# Task details:
Leaving out every picture, quote the data below exactly as it appears.

# Dataset extract:
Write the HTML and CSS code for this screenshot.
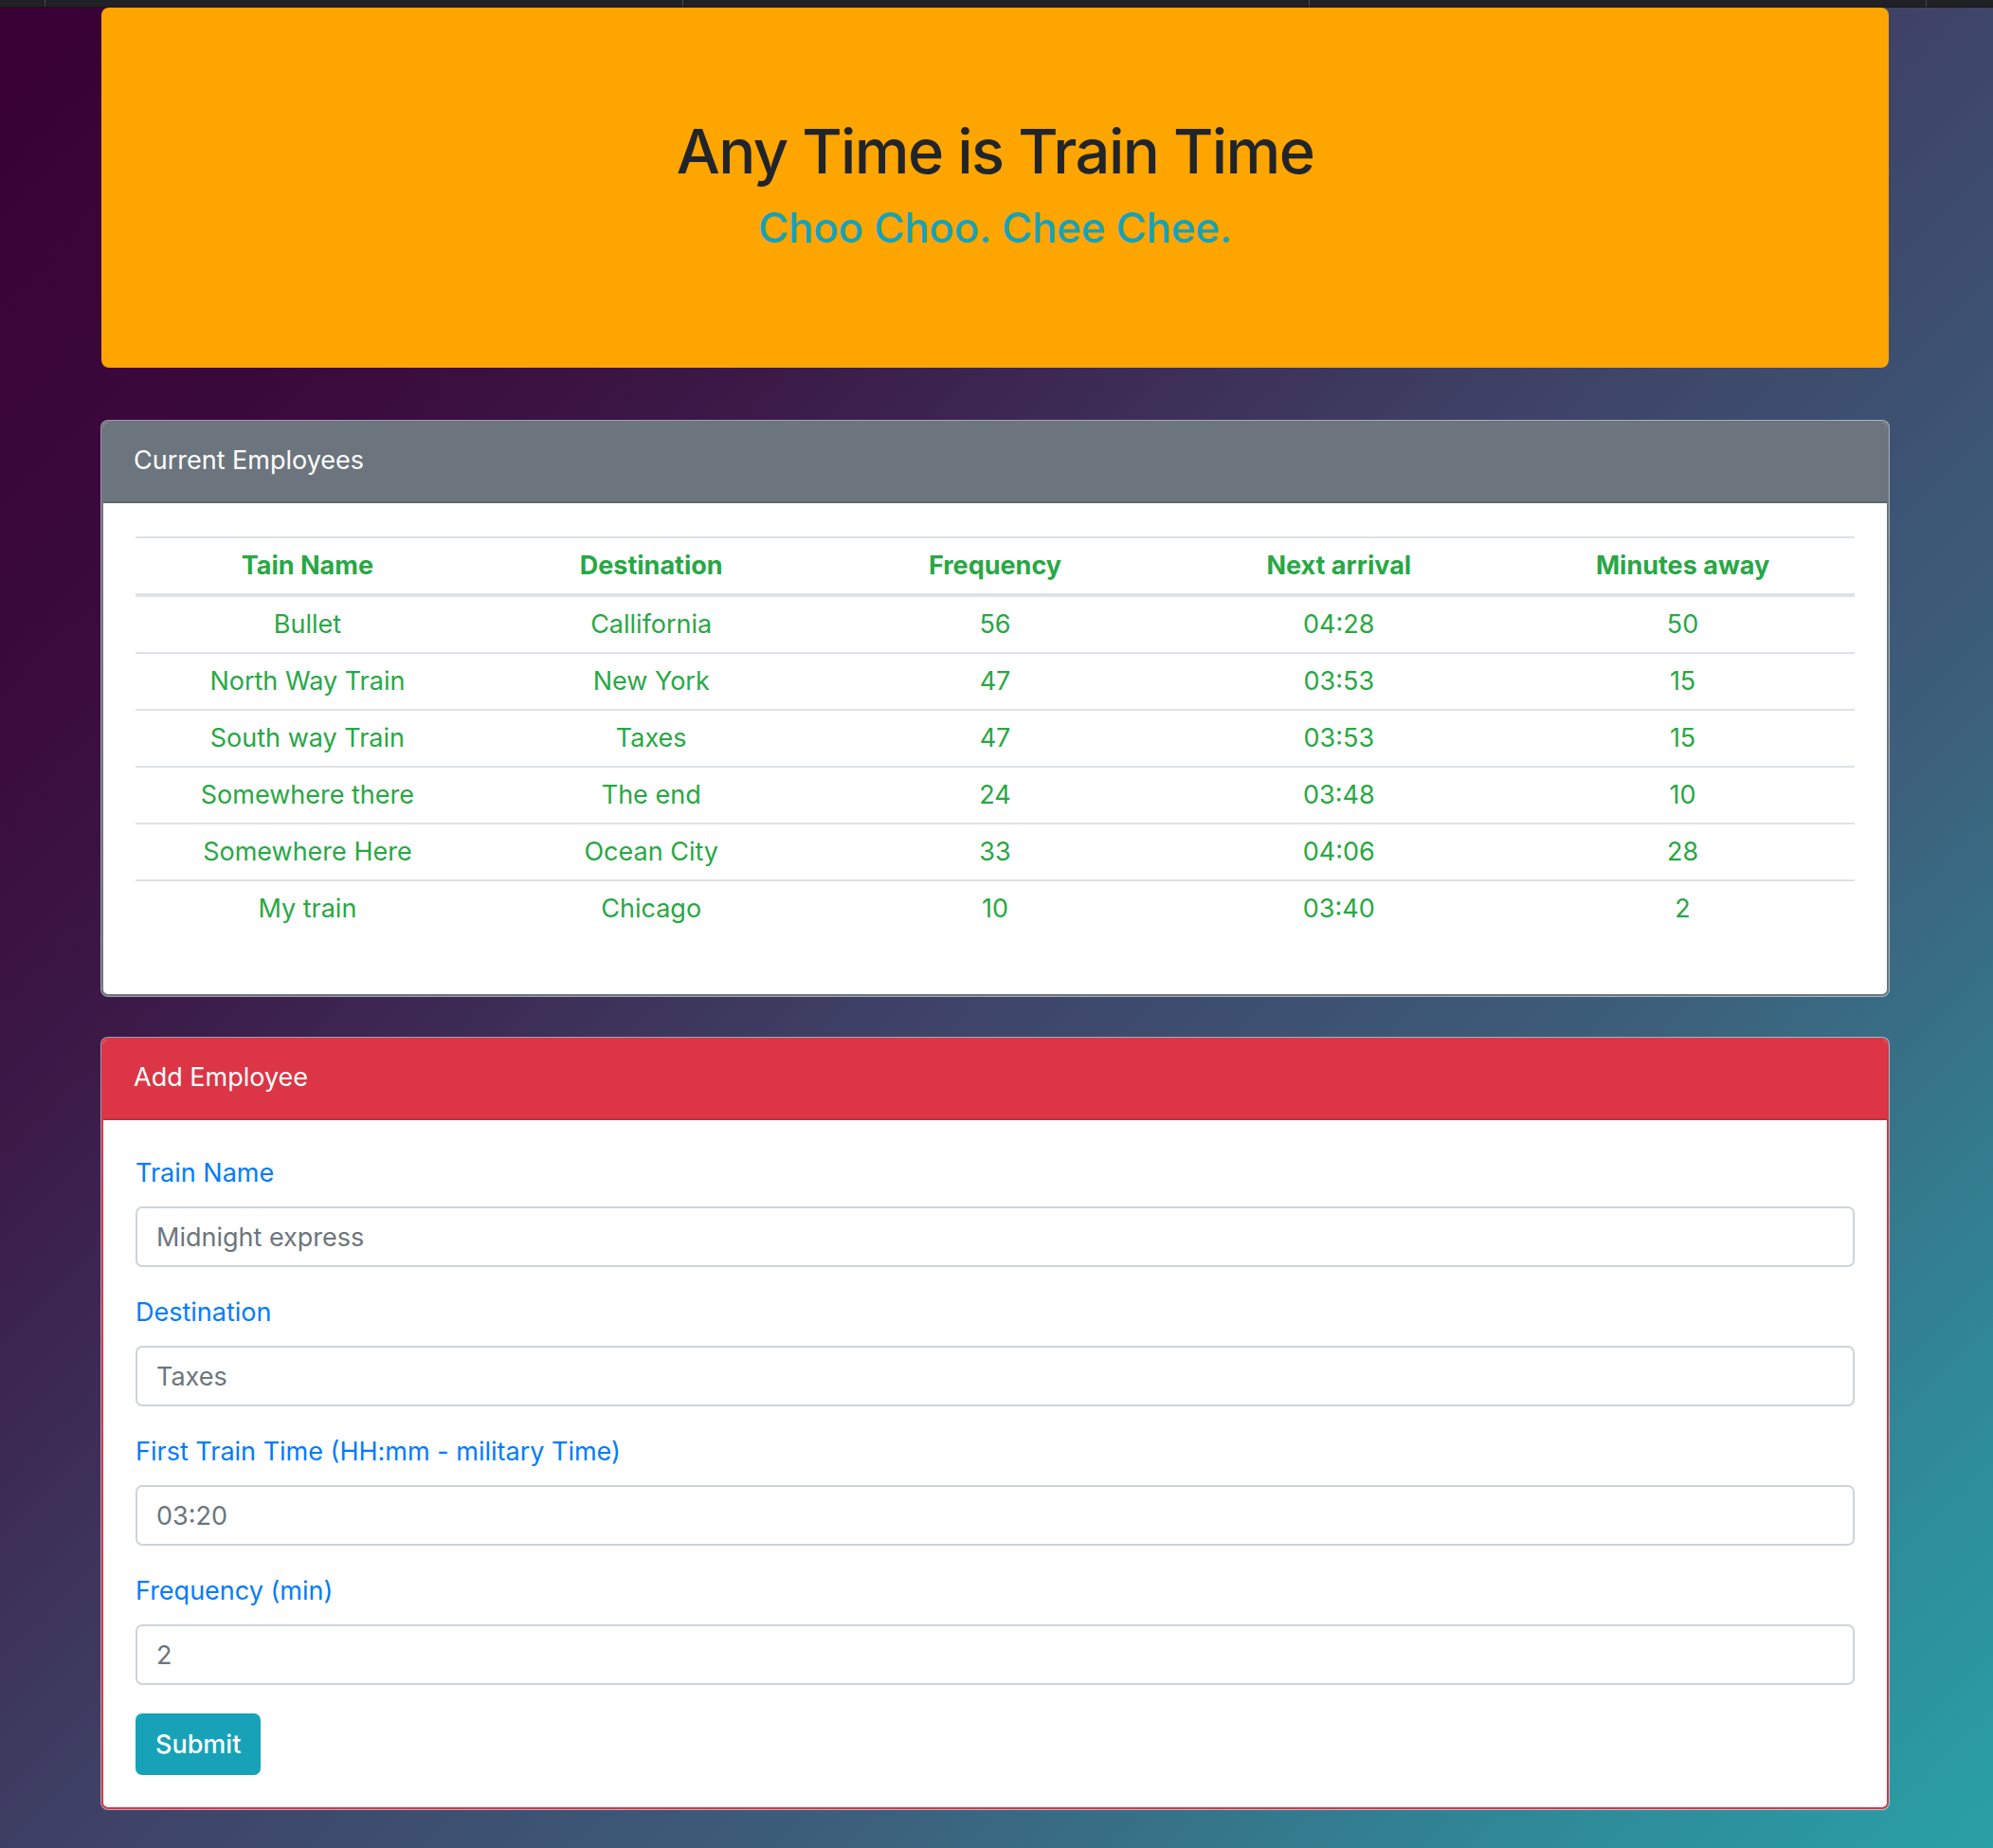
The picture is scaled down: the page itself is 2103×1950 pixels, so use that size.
FILE: index.html
```html
<!DOCTYPE html>
<html lang="en">
<head>
<meta charset="utf-8">
<title>Train Scheduler</title>
<link rel="stylesheet" href="styles.css">
</head>
<body>
<div class="tabbar">
  <span class="tab t1"></span>
  <span class="tab t2"></span>
  <span class="tab t3"></span>
  <span class="tab t4"></span>
  <span class="tab t5"></span>
</div>
<main class="container">
  <header class="jumbotron">
    <h1 class="title">Any Time is Train Time</h1>
    <h3 class="subtitle">Choo Choo. Chee Chee.</h3>
  </header>

  <section class="card card-secondary">
    <div class="card-header">Current Employees</div>
    <div class="card-body">
      <table class="table">
        <thead>
          <tr><th>Tain Name</th><th>Destination</th><th>Frequency</th><th>Next arrival</th><th>Minutes away</th></tr>
        </thead>
        <tbody>
          <tr><td>Bullet</td><td>Callifornia</td><td>56</td><td>04:28</td><td>50</td></tr>
          <tr><td>North Way Train</td><td>New York</td><td>47</td><td>03:53</td><td>15</td></tr>
          <tr><td>South way Train</td><td>Taxes</td><td>47</td><td>03:53</td><td>15</td></tr>
          <tr><td>Somewhere there</td><td>The end</td><td>24</td><td>03:48</td><td>10</td></tr>
          <tr><td>Somewhere Here</td><td>Ocean City</td><td>33</td><td>04:06</td><td>28</td></tr>
          <tr><td>My train</td><td>Chicago</td><td>10</td><td>03:40</td><td>2</td></tr>
        </tbody>
      </table>
    </div>
  </section>

  <section class="card card-danger">
    <div class="card-header">Add Employee</div>
    <form class="card-body">
      <div class="form-group">
        <label class="form-label" for="name">Train Name</label>
        <input class="form-control" id="name" type="text" value="Midnight express">
      </div>
      <div class="form-group">
        <label class="form-label" for="dest">Destination</label>
        <input class="form-control" id="dest" type="text" value="Taxes">
      </div>
      <div class="form-group">
        <label class="form-label" for="first">First Train Time (HH:mm - military Time)</label>
        <input class="form-control" id="first" type="text" value="03:20">
      </div>
      <div class="form-group last">
        <label class="form-label" for="freq">Frequency (min)</label>
        <input class="form-control" id="freq" type="text" value="2">
      </div>
      <button class="btn-info" type="button">Submit</button>
    </form>
  </section>
</main>
</body>
</html>
```

FILE: styles.css
```css
* { box-sizing: border-box; }

html {
  background: #2a9da3;
}

body {
  margin: 0;
  min-height: 1950px;
  font-family: Inter, "Noto Sans", "Liberation Sans", sans-serif;
  font-size: 27px;
  line-height: 41px;
  color: #212529;
  background: linear-gradient(135deg, #390034 0%, #3a0a3c 18%, #3b1a48 30%, #3e4266 50%, #3c607c 70%, #2f8a98 88%, #29a0a6 100%);
}

.tabbar {
  display: flex;
  height: 8px;
  background: #202124;
  border-bottom: 1px solid #17171a;
}
.tab { height: 100%; }
.t1 { width: 47px; }
.t2 { width: 673px; border-left: 1px solid #45474b; }
.t3 { width: 661px; border-left: 1px solid #45474b; }
.t4 { width: 651px; border-left: 1px solid #45474b; }
.t5 { flex: 1; border-left: 1px solid #45474b; }

.container {
  width: 1886px;
  margin: 0 0 0 107px;
}

.jumbotron {
  background: #ffa500;
  border-radius: 8px;
  padding: 113px 34px 121px;
  text-align: center;
  margin-bottom: 56px;
}

.title {
  margin: 0 0 15px;
  font-size: 65px;
  line-height: 78px;
  font-weight: 500;
  color: #212529;
  letter-spacing: -1.6px;
}

.subtitle {
  margin: 0;
  font-size: 44px;
  line-height: 53px;
  font-weight: 500;
  color: #17a2b8;
  letter-spacing: -0.3px;
}

.card {
  background: #fff;
  border: 2px solid #6c757d;
  border-radius: 7px;
  box-shadow: 0 0 0 1px rgba(255, 255, 255, 0.55);
  overflow: hidden;
}
.card-secondary { border-color: #6c757d; margin-bottom: 44px; }
.card-danger { border-color: #dc3545; }

.card-header {
  padding: 19px 32px 23px;
  color: #fff;
  font-size: 27px;
  line-height: 41px;
  border-bottom: 2px solid rgba(0, 0, 0, 0.125);
}
.card-secondary .card-header { background: #6c757d; }
.card-danger .card-header { background: #dc3545; }

.card-body {
  display: block;
  padding: 35px 34px 34px;
}

.table {
  width: 100%;
  table-layout: fixed;
  border-collapse: collapse;
  margin-bottom: 27px;
  color: #28a745;
  text-align: center;
}
.table th,
.table td {
  padding: 8px 4px;
  line-height: 42px;
  font-size: 27px;
}
.table th {
  font-weight: 700;
  border-top: 2px solid #dee2e6;
  border-bottom: 4px solid #dee2e6;
}
.table td {
  font-weight: 400;
  border-top: 2px solid #dee2e6;
}
.table tbody tr:first-child td { border-top: 0; }

.form-group {
  margin-bottom: 27px;
}
.form-group.last { margin-bottom: 30px; }

.form-label {
  display: block;
  color: #007bff;
  font-size: 27px;
  line-height: 41px;
  margin-bottom: 15px;
}

.form-control {
  display: block;
  width: 100%;
  height: 64px;
  padding: 0 20px;
  font-family: inherit;
  font-size: 27px;
  color: #6c757d;
  background: #fff;
  border: 2px solid #ced4da;
  border-radius: 7px;
  outline: none;
}

.btn-info {
  display: block;
  height: 65px;
  padding: 0 21px;
  font-family: inherit;
  font-size: 27px;
  font-weight: 500;
  color: #fff;
  background: #17a2b8;
  border: 0;
  border-radius: 7px;
}
```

# The response:
Write the HTML and CSS code for this screenshot.
The picture is scaled down: the page itself is 2103×1950 pixels, so use that size.
FILE: index.html
```html
<!DOCTYPE html>
<html lang="en">
<head>
<meta charset="utf-8">
<title>Train Scheduler</title>
<link rel="stylesheet" href="styles.css">
</head>
<body>
<div class="tabbar">
  <span class="tab t1"></span>
  <span class="tab t2"></span>
  <span class="tab t3"></span>
  <span class="tab t4"></span>
  <span class="tab t5"></span>
</div>
<main class="container">
  <header class="jumbotron">
    <h1 class="title">Any Time is Train Time</h1>
    <h3 class="subtitle">Choo Choo. Chee Chee.</h3>
  </header>

  <section class="card card-secondary">
    <div class="card-header">Current Employees</div>
    <div class="card-body">
      <table class="table">
        <thead>
          <tr><th>Tain Name</th><th>Destination</th><th>Frequency</th><th>Next arrival</th><th>Minutes away</th></tr>
        </thead>
        <tbody>
          <tr><td>Bullet</td><td>Callifornia</td><td>56</td><td>04:28</td><td>50</td></tr>
          <tr><td>North Way Train</td><td>New York</td><td>47</td><td>03:53</td><td>15</td></tr>
          <tr><td>South way Train</td><td>Taxes</td><td>47</td><td>03:53</td><td>15</td></tr>
          <tr><td>Somewhere there</td><td>The end</td><td>24</td><td>03:48</td><td>10</td></tr>
          <tr><td>Somewhere Here</td><td>Ocean City</td><td>33</td><td>04:06</td><td>28</td></tr>
          <tr><td>My train</td><td>Chicago</td><td>10</td><td>03:40</td><td>2</td></tr>
        </tbody>
      </table>
    </div>
  </section>

  <section class="card card-danger">
    <div class="card-header">Add Employee</div>
    <form class="card-body">
      <div class="form-group">
        <label class="form-label" for="name">Train Name</label>
        <input class="form-control" id="name" type="text" value="Midnight express">
      </div>
      <div class="form-group">
        <label class="form-label" for="dest">Destination</label>
        <input class="form-control" id="dest" type="text" value="Taxes">
      </div>
      <div class="form-group">
        <label class="form-label" for="first">First Train Time (HH:mm - military Time)</label>
        <input class="form-control" id="first" type="text" value="03:20">
      </div>
      <div class="form-group last">
        <label class="form-label" for="freq">Frequency (min)</label>
        <input class="form-control" id="freq" type="text" value="2">
      </div>
      <button class="btn-info" type="button">Submit</button>
    </form>
  </section>
</main>
</body>
</html>
```

FILE: styles.css
```css
* { box-sizing: border-box; }

html {
  background: #2a9da3;
}

body {
  margin: 0;
  min-height: 1950px;
  font-family: Inter, "Noto Sans", "Liberation Sans", sans-serif;
  font-size: 27px;
  line-height: 41px;
  color: #212529;
  background: linear-gradient(135deg, #390034 0%, #3a0a3c 18%, #3b1a48 30%, #3e4266 50%, #3c607c 70%, #2f8a98 88%, #29a0a6 100%);
}

.tabbar {
  display: flex;
  height: 8px;
  background: #202124;
  border-bottom: 1px solid #17171a;
}
.tab { height: 100%; }
.t1 { width: 47px; }
.t2 { width: 673px; border-left: 1px solid #45474b; }
.t3 { width: 661px; border-left: 1px solid #45474b; }
.t4 { width: 651px; border-left: 1px solid #45474b; }
.t5 { flex: 1; border-left: 1px solid #45474b; }

.container {
  width: 1886px;
  margin: 0 0 0 107px;
}

.jumbotron {
  background: #ffa500;
  border-radius: 8px;
  padding: 113px 34px 121px;
  text-align: center;
  margin-bottom: 56px;
}

.title {
  margin: 0 0 15px;
  font-size: 65px;
  line-height: 78px;
  font-weight: 500;
  color: #212529;
  letter-spacing: -1.6px;
}

.subtitle {
  margin: 0;
  font-size: 44px;
  line-height: 53px;
  font-weight: 500;
  color: #17a2b8;
  letter-spacing: -0.3px;
}

.card {
  background: #fff;
  border: 2px solid #6c757d;
  border-radius: 7px;
  box-shadow: 0 0 0 1px rgba(255, 255, 255, 0.55);
  overflow: hidden;
}
.card-secondary { border-color: #6c757d; margin-bottom: 44px; }
.card-danger { border-color: #dc3545; }

.card-header {
  padding: 19px 32px 23px;
  color: #fff;
  font-size: 27px;
  line-height: 41px;
  border-bottom: 2px solid rgba(0, 0, 0, 0.125);
}
.card-secondary .card-header { background: #6c757d; }
.card-danger .card-header { background: #dc3545; }

.card-body {
  display: block;
  padding: 35px 34px 34px;
}

.table {
  width: 100%;
  table-layout: fixed;
  border-collapse: collapse;
  margin-bottom: 27px;
  color: #28a745;
  text-align: center;
}
.table th,
.table td {
  padding: 8px 4px;
  line-height: 42px;
  font-size: 27px;
}
.table th {
  font-weight: 700;
  border-top: 2px solid #dee2e6;
  border-bottom: 4px solid #dee2e6;
}
.table td {
  font-weight: 400;
  border-top: 2px solid #dee2e6;
}
.table tbody tr:first-child td { border-top: 0; }

.form-group {
  margin-bottom: 27px;
}
.form-group.last { margin-bottom: 30px; }

.form-label {
  display: block;
  color: #007bff;
  font-size: 27px;
  line-height: 41px;
  margin-bottom: 15px;
}

.form-control {
  display: block;
  width: 100%;
  height: 64px;
  padding: 0 20px;
  font-family: inherit;
  font-size: 27px;
  color: #6c757d;
  background: #fff;
  border: 2px solid #ced4da;
  border-radius: 7px;
  outline: none;
}

.btn-info {
  display: block;
  height: 65px;
  padding: 0 21px;
  font-family: inherit;
  font-size: 27px;
  font-weight: 500;
  color: #fff;
  background: #17a2b8;
  border: 0;
  border-radius: 7px;
}
```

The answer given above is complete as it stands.